Another murder. Cleveland. Hellmouth. Buffy and Angel. Giles wanted to ask about them, but he knew that he would only interrupt the relevant news. “She was ripped apart like all the others,” Willow said. “All alone like the others. Along the same path as the others.”
Faith’s breath gave the room a second of static. “Spike and I are at the scene, but the cops won’t talk to us. Willow, I thought you’d plotted out the spiral so we would know when the next one was coming. Did you misplace a digit or something?”
“I misplaced a whole life,” Willow confessed. Giles noticed that her face was streaked with drying tears. “It must have been a, a homeless person, or someone nobody knew about. It wasn’t in the news. The sequence is further along than we thought.”
“Can you recalculate to account for it?” asked Giles.
She nodded. “But, Giles, this isn’t about getting our strike team into the right place at the right time. The death roll will keep gaining momentum as long as the Wolf has control of at least one human body. Soon he won’t even have to send assassins; the deaths will just happen, and all he has to do is take his host to the center of the spiral and be there when it terminates.” She drew a deep breath, then looked at him, and at the phone, with an oddly defiant expression. “Isn’t anyone going to ask what happens if he completes the quest? Or is it too obvious that he’ll be invincible and we’re all doomed?”
It was no wonder she looked so tired, Giles thought. She must have been researching incessantly, in addition to projecting herself all over the world to communicate with everyone, if she had come up with this much knowledge on the ritual in play.
There was a brief pause, and then Faith said, “So we’ll skip the strike team crap and go straight for the host.”
Willow stared at the floor. “How? We don’t even know who it is.”
“We have a decent lead,” Giles noted. “Two, in fact. Buffy called tonight…” he looked at the clock. “Er, last night.

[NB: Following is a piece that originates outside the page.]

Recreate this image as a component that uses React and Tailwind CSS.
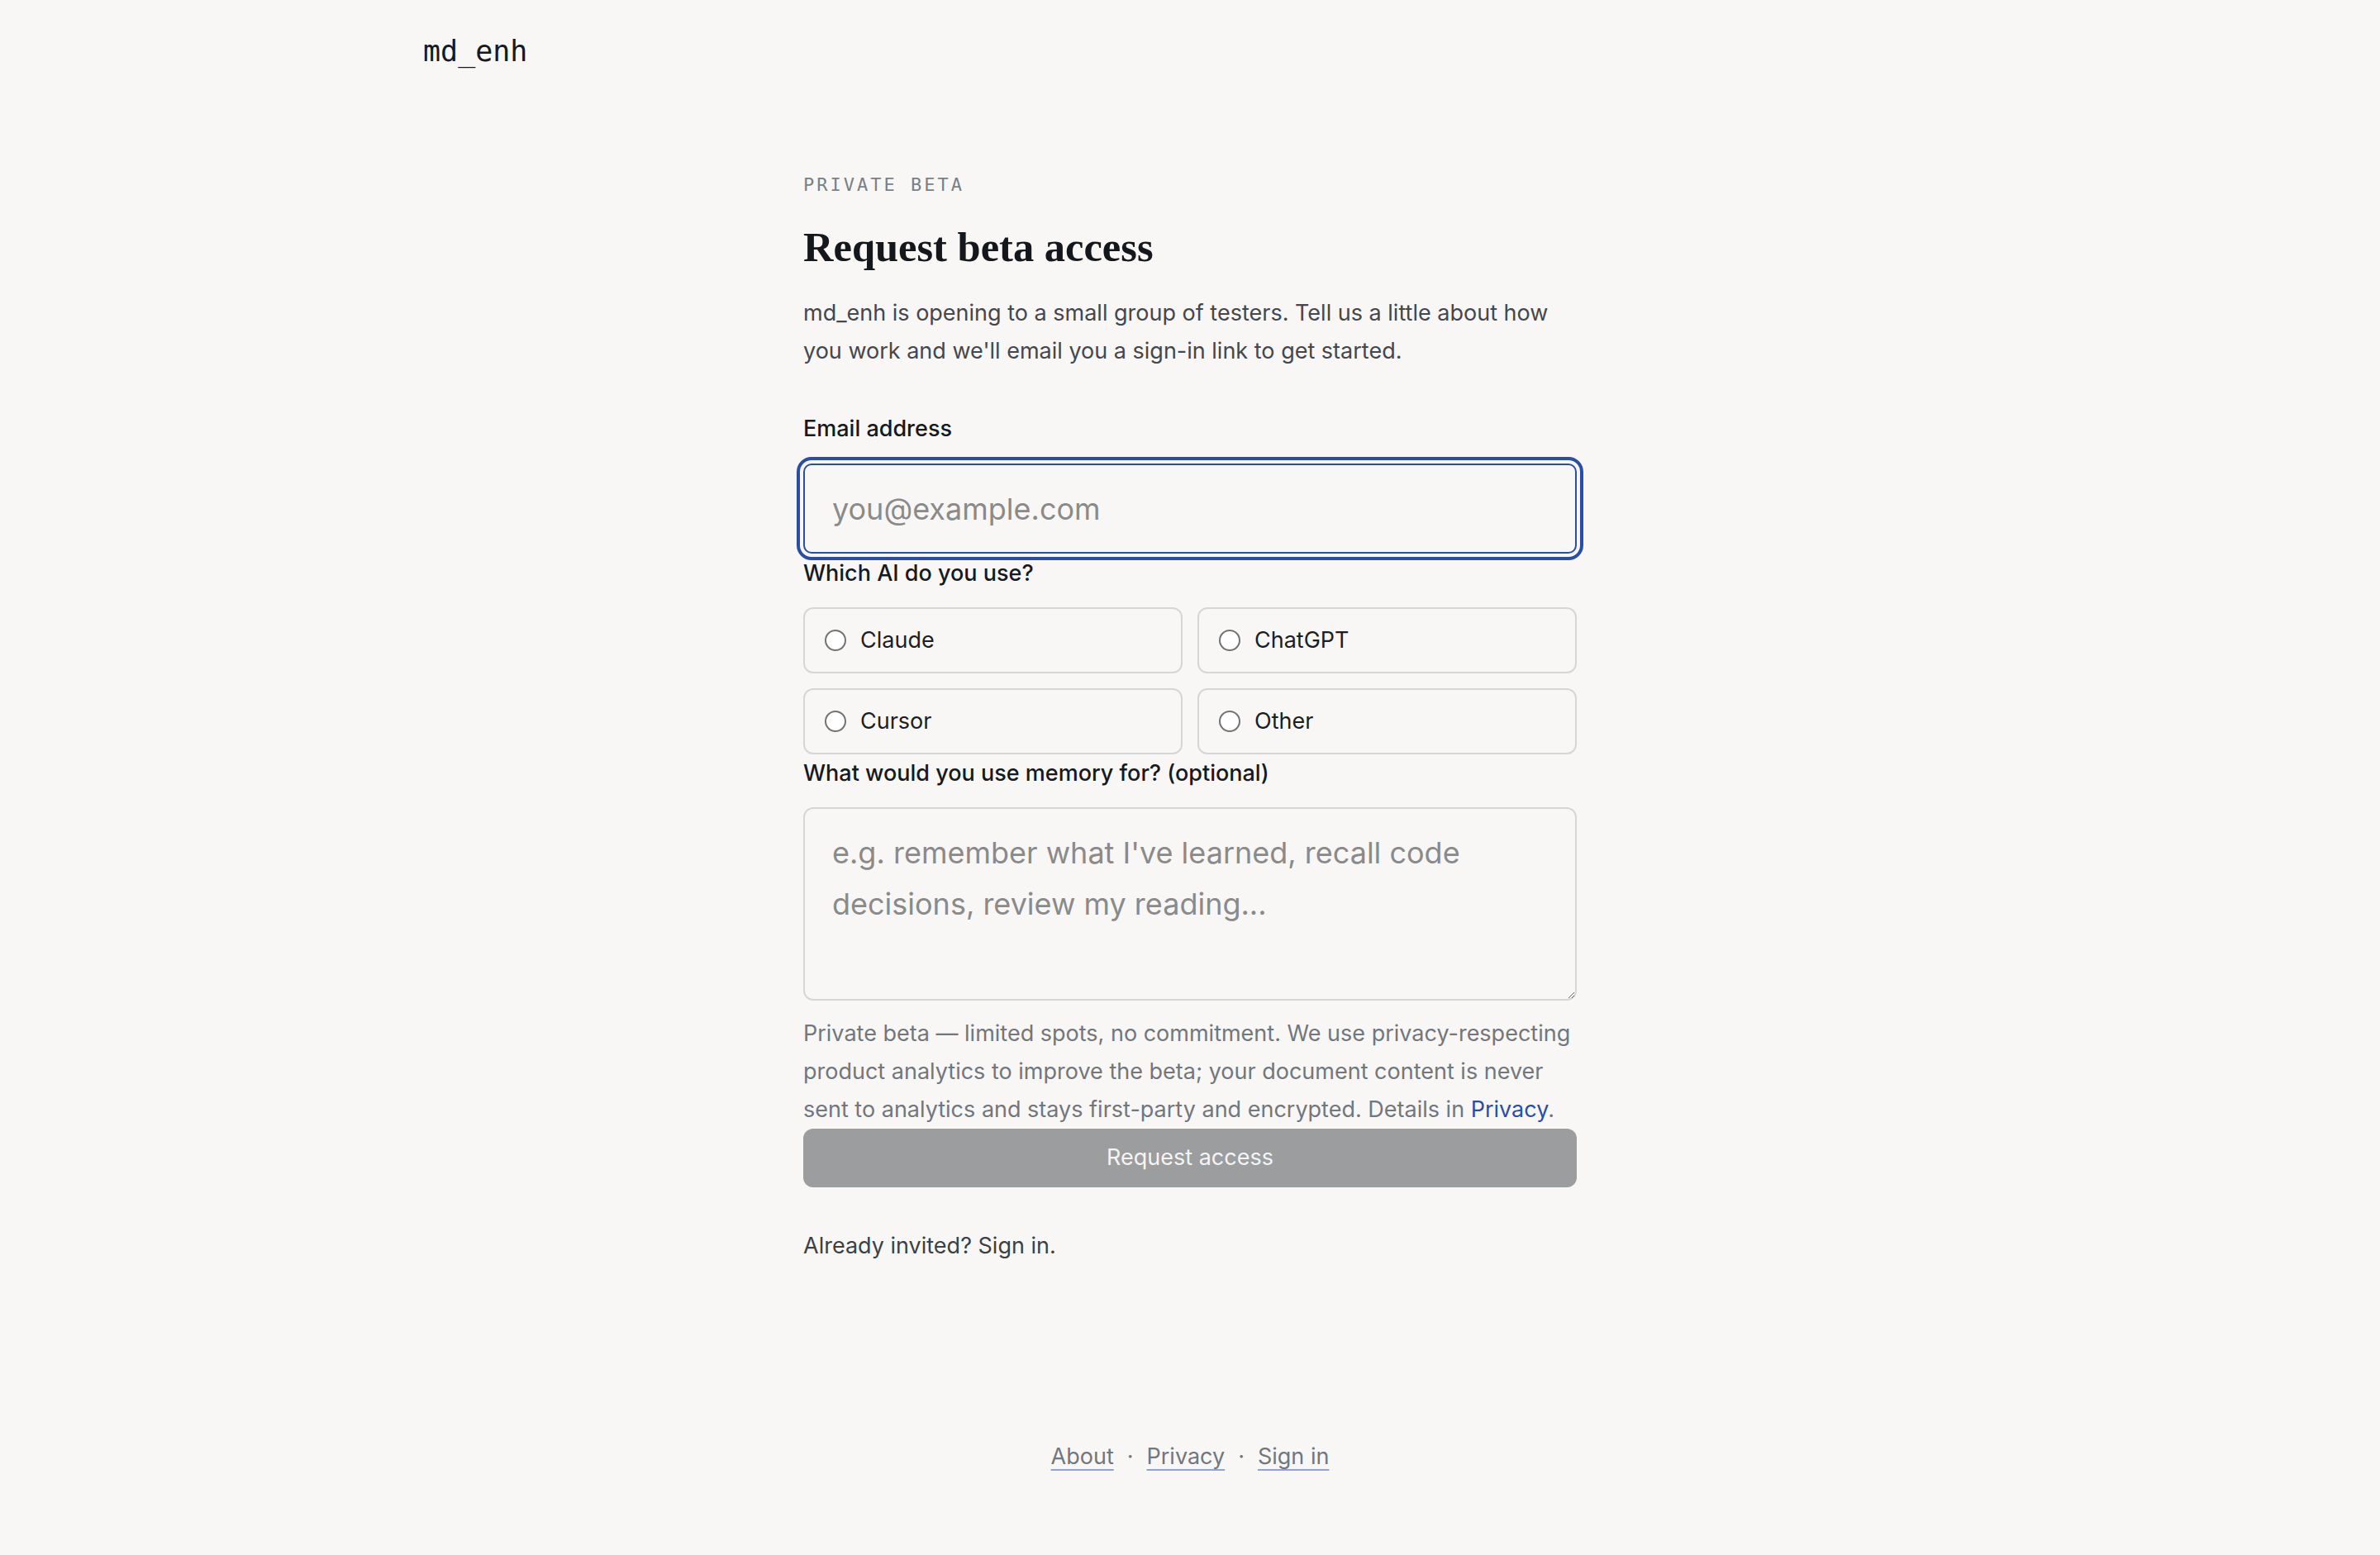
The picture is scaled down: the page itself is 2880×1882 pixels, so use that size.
import React from "react";

export default function App() {
  return (
    <div className="min-h-screen flex flex-col bg-[#f8f7f5] text-[#1b1e23] font-['Inter',_'Noto_Sans',_sans-serif]">
      <header className="w-[1856px] mx-auto pt-[42px]">
        <div className="font-['DejaVu_Sans_Mono',_monospace] text-[35px] leading-[40px] text-[#16191e]">
          md_enh
        </div>
      </header>

      <main className="flex-1">
        <div className="w-[936px] mx-auto pt-[128px]">
          <p className="font-['DejaVu_Sans_Mono',_monospace] text-[22px] leading-[28px] tracking-[3px] text-[#7b7f86]">
            PRIVATE BETA
          </p>
          <h1 className="mt-[33px] font-['Liberation_Serif',_serif] font-bold text-[50.5px] leading-[56px] text-[#14171c]">
            Request beta access
          </h1>
          <p className="mt-[29px] text-[27px] leading-[46px] text-[#44474d]">
            md_enh is opening to a small group of testers. Tell us a little about how
            you work and we'll email you a sign-in link to get started.
          </p>

          <form className="flex flex-col" onSubmit={(e) => e.preventDefault()}>
            <label
              htmlFor="email"
              className="mt-[53px] text-[27px] leading-[36px] font-medium text-[#16191e]"
            >
              Email address
            </label>
            <input
              id="email"
              type="email"
              placeholder="you@example.com"
              className="mt-[24px] h-[109px] w-full rounded-[10px] border-2 border-[#2a4ea6] bg-transparent px-[33px] text-[36px] text-[#1b1e23] placeholder:text-[#8a8a8a] outline-solid outline-4 outline-offset-4 outline-[#2a4ea6]"
            />

            <span className="mt-[6px] text-[27px] leading-[36px] font-medium text-[#16191e]">
              Which AI do you use?
            </span>
            <div className="mt-[23px] grid grid-cols-2 gap-[18px]">
              {["Claude", "ChatGPT", "Cursor", "Other"].map((name) => (
                <label
                  key={name}
                  className="flex items-center h-[80px] rounded-[12px] border-2 border-[#d5d6d8] pl-[24px] gap-[17px] text-[27px] text-[#1b1e23]"
                >
                  <input
                    type="radio"
                    name="ai"
                    className="appearance-none m-0 w-[26px] h-[26px] shrink-0 rounded-full border-2 border-[#737373] bg-white"
                  />
                  <span>{name}</span>
                </label>
              ))}
            </div>

            <label
              htmlFor="memory"
              className="mt-[5px] text-[27px] leading-[36px] font-medium text-[#16191e]"
            >
              What would you use memory for? (optional)
            </label>
            <textarea
              id="memory"
              placeholder="e.g. remember what I've learned, recall code decisions, review my reading..."
              className="mt-[23px] h-[234px] w-full rounded-[12px] border-2 border-[#d5d6d8] bg-transparent px-[33px] pt-[22px] text-[36px] leading-[62px] placeholder:text-[#8a8a8a] outline-none"
            />

            <p className="mt-[17px] text-[27px] leading-[46px] text-[#72767d]">
              Private beta — limited spots, no commitment. We use privacy-respecting
              product analytics to improve the beta; your document content is never
              sent to analytics and stays first-party and encrypted. Details in{" "}
              <a href="#" className="text-[#2a4ea6]">Privacy</a>.
            </p>

            <button
              type="submit"
              className="mt-0 h-[71px] w-full rounded-[12px] bg-[#9c9d9f] text-[27px] text-[#f4f4f4]"
            >
              Request access
            </button>
          </form>

          <p className="mt-[48px] text-[27px] leading-[46px] text-[#3c3f44]">
            Already invited? <a href="#">Sign in</a>.
          </p>
        </div>
      </main>

      <footer className="pb-[96px] flex justify-center items-center gap-[16px] text-[27px] leading-[46px] text-[#72767d]">
        <a href="#" className="underline decoration-2 decoration-[#8ea2d4] underline-offset-[6px]">About</a>
        <span>·</span>
        <a href="#" className="underline decoration-2 decoration-[#8ea2d4] underline-offset-[6px]">Privacy</a>
        <span>·</span>
        <a href="#" className="underline decoration-2 decoration-[#8ea2d4] underline-offset-[6px]">Sign in</a>
      </footer>
    </div>
  );
}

The owner of the club where the spiral will end is a man named Dameon Wolfe. A bit on the nose, but I would be even more surprised to find it was coincidence.”
“Howell doesn’t exactly look like a coincidence either,” said Willow. “Oz put me in touch with him, and he called me yesterday and said he knew how the ritual was supposed to work and he didn’t know how he knew. And neither of them are werewolves.”
Faith groaned. “Well, do they have to be?” Her voice became more distant for a moment as she spoke to someone on her end of the call: “I know, I’m talking to them right now. Hold on.”
Giles shook his head. He hadn’t sat down yet, and he realized that he was subconsciously hoping that his “guests” would leave before it was worth getting comfortable for the conversation. “No,” he said. “Buffy’s dream featured werewolves, but we don’t know if that’s of any importance.”
“It’s probably of any importance,” Willow countered.
“Okay, so what are we supposed to do about it?” Faith pressed her.
Willow’s form left the couch and paced the room, losing a little more opacity as it did. “I don’t know! You’re the one in Cleveland! Tell Buffy, tell Angel. Make Spike start earning his keep. Oz can get the wolfpack on your side. We’re running out of time. This is a virus. It’s only going to spread.”
There was a pause, with some unclear sounds coming from the speakerphone, and then Faith said, “Spike wants to know if the person the Wolf chose as his human body still has their soul.”
“Oh, Spike is the one concerned about that?” Willow snapped.
Giles cleared his throat and gave her a reproachful look, then answered Faith himself. “As far as we understand it, yes. But as the condition means progressive corruption, it seems that allowing a clean retreat to the afterlife would be the greatest act of mercy we can deliver.”
Both of the girls went silent. It crossed his mind that Faith was a disembodied voice, and Willow was a psychic projection. He was, in fact, alone in his own home.
He went into the kitchen and put the kettle on.